Friday evening saw our first show at The Pizza Express on The King's RoadWe'd been told that we could get into the basement venue at 4pm but there was a meeting there until 5 o'clock so I dropped my stuff off and walked back to The Saatchi Gallery. Many years ago I went through a period of visiting art galleries on a fairly regular basis (I think I thought it would do me good!?!) and I enjoyed my time here, although just under an hour was long enough for me, if you know what I mean. (Yes, I know, I sound like a complete heathen. Maybe I am!)
Back at the venue the troops were amassing - Matt and Mike as Jake and Elwood, Squirrel on bass, Chris depping for Ian on keyboards, Steve depping for Marc on drums, Richard on tenor saxophone with Ian joining on baritone saxophone, Steve depping for Dave on trumpet and Tracy on vocals. Considering how little we've been together lately (these shows doubled the number for 2012!) it all went very well; we've played at The Pizza Express in Maidstone on quite a few occasions (that's where this year's other shows have been) which is normally good fun, and this one certainly was too although I for one was interested to see that the often-held theory about London audiences being reserved compared to other parts of the country being for want of a better word, 'proven'. Whereas the Maidstone audience is often up on their feet dancing Friday's crowd sat and watched throughout - they joined in here and there and certainly seemed to be enjoying themselves, but you felt as though you were more 'on show' than at the other venue. Well, I certainly did anyway. Still I hopefully don't sound too cynical (ooh imagine that!) when I say that it was a good warm-up for the next day's show.

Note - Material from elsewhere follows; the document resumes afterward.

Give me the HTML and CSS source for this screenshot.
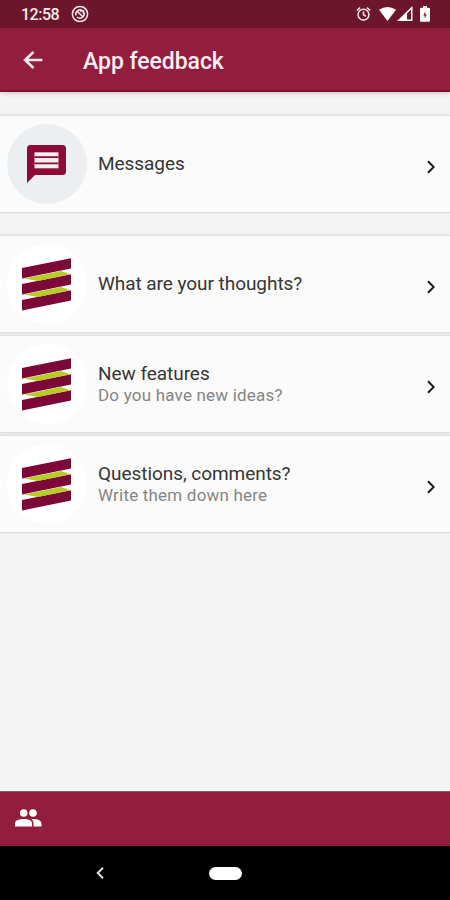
FILE: index.html
```html
<!DOCTYPE html>
<html lang="en">
<head>
<meta charset="utf-8">
<title>App feedback</title>
<link rel="stylesheet" href="styles.css">
</head>
<body>
<svg width="0" height="0" class="defs" aria-hidden="true">
  <symbol id="logo" viewBox="0 0 49 53">
    <path fill="#7c0838" d="M0 10 49 .3V10.500L0 20.500zM0 26l49-9.700V26.500L0 36.500zM0 42l49-9.700V42.500L0 52.500z"/>
    <path fill="#b5cc24" d="M2 20.400 39 13l9.500 3.200L16 23zM2 36.400 39 29l9.500 3.200L16 39z"/>
  </symbol>
  <symbol id="chevron" viewBox="0 0 8 14">
    <path fill="none" stroke="#1b1b1b" stroke-width="2" d="m1 1.300 5.700 5.700L1 12.700"/>
  </symbol>
</svg>
<div class="screen">
  <div class="status">
    <span class="time">12:58</span>
    <svg class="sync" width="18" height="18" viewBox="0 0 18 18" fill="none" stroke="#f5e9ed">
      <circle cx="9" cy="9" r="7.600" stroke-width="1.500"/>
      <path stroke-width="1.500" d="M5 10.500a4.300 4.300 0 0 1 7-4.500M13 7.500a4.300 4.300 0 0 1-7 4.500M6.500 6.500l5.500 5.500M9 6h3.500v3"/>
    </svg>
    <svg class="alarm" width="15" height="16" viewBox="0 0 16 16" fill="none" stroke="#f0e2e7" stroke-width="1.700">
      <circle cx="8" cy="8.700" r="5.800"/>
      <path d="M8 5.200v3.700l2.700 1.700M1 4.100 4.300 1.300M15 4.100l-3.300-2.800"/>
    </svg>
    <svg class="wifi" width="17" height="16" viewBox="0 0 18 16"><path fill="#fff" d="M0 3.600Q9-2.600 18 3.600L9 15.300z"/></svg>
    <svg class="signal" width="16" height="16" viewBox="0 0 16 16"><path fill="#fff" fill-rule="evenodd" d="M0 15 15.500 0v15zM10 7.400v6.100h4V3.500z"/></svg>
    <svg class="battery" width="10" height="16" viewBox="0 0 10 16"><path fill="#fff" fill-rule="evenodd" d="M3 0h4v1.700h1.700q1.300 0 1.300 1.300v11.500q0 1.300-1.300 1.300H1.300Q0 15.800 0 14.500V3q0-1.300 1.300-1.300H3zM5.300 5.500 3.300 9.500h1.400v3l2-3.900H5.300z"/></svg>
  </div>
  <header class="header">
    <svg width="20" height="18" viewBox="0 0 20 18" fill="none" stroke="#fbe9ee" stroke-width="2.500"><path d="M19.300 9H2.200M10.500 1 2 9l8.500 8"/></svg>
    <h1>App feedback</h1>
  </header>
  <main>
    <div class="card first">
      <div class="avatar gray">
        <svg width="39" height="39" viewBox="0 0 39 39"><path fill="#8c0c36" d="M3.500 0h32Q39 0 39 3.500v23q0 3.500-3.500 3.500H8L0 38V3.500Q0 0 3.500 0z"/><path fill="#f4edf1" d="M7.500 7.300h24v16h-24z"/><path stroke="#8c0c36" stroke-width="1.700" d="M7.500 12.200h24M7.500 18.300h24"/></svg>
      </div>
      <div class="text"><div class="title">Messages</div></div>
      <svg class="chev"><use href="#chevron"/></svg>
    </div>
    <div class="card">
      <div class="avatar"><svg width="49" height="53"><use href="#logo"/></svg></div>
      <div class="text"><div class="title">What are your thoughts?</div></div>
      <svg class="chev"><use href="#chevron"/></svg>
    </div>
    <div class="card">
      <div class="avatar"><svg width="49" height="53"><use href="#logo"/></svg></div>
      <div class="text pair"><div class="title">New features</div><div class="sub">Do you have new ideas?</div></div>
      <svg class="chev"><use href="#chevron"/></svg>
    </div>
    <div class="card">
      <div class="avatar"><svg width="49" height="53"><use href="#logo"/></svg></div>
      <div class="text pair"><div class="title">Questions, comments?</div><div class="sub">Write them down here</div></div>
      <svg class="chev"><use href="#chevron"/></svg>
    </div>
  </main>
  <footer class="tabs">
    <svg width="27" height="18" viewBox="0 0 27 18" fill="#fff"><circle cx="8.700" cy="4" r="3.800"/><circle cx="18" cy="4" r="3.800"/><path d="M0 17.500v-3C0 11 5 10 8.800 10s8.200 1 8.200 4.500v3zM16.500 10c5-.2 10 1 10 4.500v3h-8v-3q0-2.800-2-4.500z"/></svg>
  </footer>
  <nav class="system">
    <svg width="8" height="12" viewBox="0 0 8 12" fill="none" stroke="#ddd" stroke-width="2"><path d="M7 .8 1.700 6 7 11.200"/></svg>
    <span class="pill"></span>
  </nav>
</div>
</body>
</html>
```
FILE: styles.css
```css
* { box-sizing: border-box; }
body { margin: 0; font-family: Roboto, "Liberation Sans", sans-serif; }
.defs { position: absolute; }
.screen { width: 450px; height: 900px; display: flex; flex-direction: column; background: #f4f4f4; overflow: hidden; }
.status { height: 28px; flex: none; background: #6d152c; display: flex; align-items: center; padding: 0 20px 0 21px; }
.time { color: #f8ecef; font-size: 16px; font-weight: 500; line-height: 28px; width: 50px; padding-top: 2px; letter-spacing: -0.5px; white-space: nowrap; }
.alarm { margin-left: auto; }
.wifi { margin-left: 8px; }
.signal { margin-left: 1px; }
.battery { margin-left: 7px; }
.header { height: 64px; flex: none; background: #931d3f; border-bottom: 2px solid #83102f; display: flex; align-items: center; padding: 2px 0 0 23px; box-shadow: 0 1px 5px rgba(0, 0, 0, .2); }
h1 { margin: 3px 0 0 40px; color: #fceef2; font-size: 23px; font-weight: 500; line-height: 28px; letter-spacing: -0.05px; white-space: nowrap; }
main { flex: 1; padding-top: 23px; }
.card { height: 98px; margin-bottom: 2px; border-top: 1px solid #e2e2e2; border-bottom: 1px solid #dedede; background: #fbfbfb; box-shadow: 0 0 2px rgba(0, 0, 0, .13); display: flex; align-items: center; padding: 0 14px 0 7px; }
.first { margin-bottom: 22px; }
.avatar { width: 80px; height: 80px; border-radius: 50%; background: #fff; display: flex; align-items: center; justify-content: center; flex: none; }
.avatar svg { margin-right: 1px; }
.gray { background: #eceff1; }
.text { margin-left: 11px; flex: 1; }
.first .text { margin-top: -1px; }
.pair { margin-top: -1px; }
.title { color: #363636; font-size: 19px; line-height: 22px; letter-spacing: -0.05px; white-space: nowrap; }
.sub { color: #858585; font-size: 17px; line-height: 20px; letter-spacing: .2px; white-space: nowrap; }
.chev { width: 8px; height: 14px; margin: 5px 1px 0 0; }
.tabs { height: 55px; flex: none; background: #931d3f; border-top: 1px solid #9e5068; padding: 17px 0 0 15px; }
.tabs svg { display: block; }
.system { height: 54px; flex: none; background: #000; display: flex; align-items: center; padding-left: 96px; }
.pill { width: 33px; height: 13px; margin-left: 105px; border-radius: 7px; background: #fff; }
```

It's official - I'm an artist. At last!
When we were first told that we were going to be playing at The Proms In The Park I must say that found the whole thing to be 'amusing' in both senses of the word i.e. it made me smile and it was also an extremely unlikely (on the surface at least) place for the band to find themselves at. Actually it all makes a bit more sense when you see that the first part of the day featured theatre and tribute shows (Bjorn Again, the cast of 'Let It Be' etc) which we fairly obviously fitted into, while the latter part of the evening featured Kylie Minogue, Alfie Boe and Il Divo among others. This was pretty much a separate event to our bit and I was very much looking forward to seeing these acts (I'm not likely to see any of them anywhere else!) although as we'll discover things didn't quite go according to plan...
When I arrived around 12.30pm it was already getting very hot. It's often strange to see venues with no people in them, and Hyde Park (or to be more accurate, the part of the park where the shows are held) was no exception. As I walked towards the stage I became aware of the size of the area that we were going to be playing to - it was big. Very big. I've seen The Who here among others. Some bands play places like this all the time. The lucky buggers.
Our gear set up stage right.
Although the stage was the biggest one that I've ever played on (so far - let's be optimistic eh?) we actually only occupied a small part of it; as you look at the picture at the start of this posting we were on the far left hand end. This often happens at events such as these where several acts are set up on the stage at the same time, making for very quick changeovers between shows. We only had a short time to soundcheck, but with the mighty Ian Bond making a welcome reappearance behind the mixing desk things were sounding great in no time. The gates opened at half past two, and by the time Tony Blackburn (oh yes!) introduced us at exactly 5.15 (a good Who-approved time don't you think?) there were an estimated 40,000 people there to witness our 25 minute performance. And what they saw was, even though I say so myself, an absolutely excellent show from band and singers alike, with everybody rising to the occasion and a fine reaction from the audience. And then, suddenly, it was all over. We'd bearly finished 'Gimme Some Loving' before the afore-mentioned Mr. Blackburn had introduced The Gypsy Queens and we were taking our gear offstage. All the band seemed pleased with how it had went - there had definitely been some pre-match nerves floating around although you'd never have known from the performance. And me? I could have played all night!
The view from the stage
 at the start of our set.
Some of the band were off to play other gigs whereas the rest of us were looking forward to seeing the rest of the evening's proceedings. I walked out front to watch Bjorn Again - I was never the biggest Abba fan but was interested to see and hear them as they're one of the most successful tribute acts in the World. I was just attempting to use my phone to take a picture of them to put on this here blog when it rang - it was Big Al Reed. Was I busy? He was gigging in Amersham and Chris the keyboard player hadn't turned up, and he was of the opinion that it'd sound great with me and Bob his 'other' guitarist.

I thought about it for a minute. If I got myself into gear I could be there in an hour or so on the train, or I could stay and watch the rest of the evening's entertainment. So - what do you think I did?

Well it's obvious really isn't it? Three hours after playing to 40,000 people in Hyde Park I was playing to around 1/1000th of that number at a birthday party in a garden in Buckinghamshire with Al and Bob. Strange but true. Oh well - hopefully I'll see Kylie another time.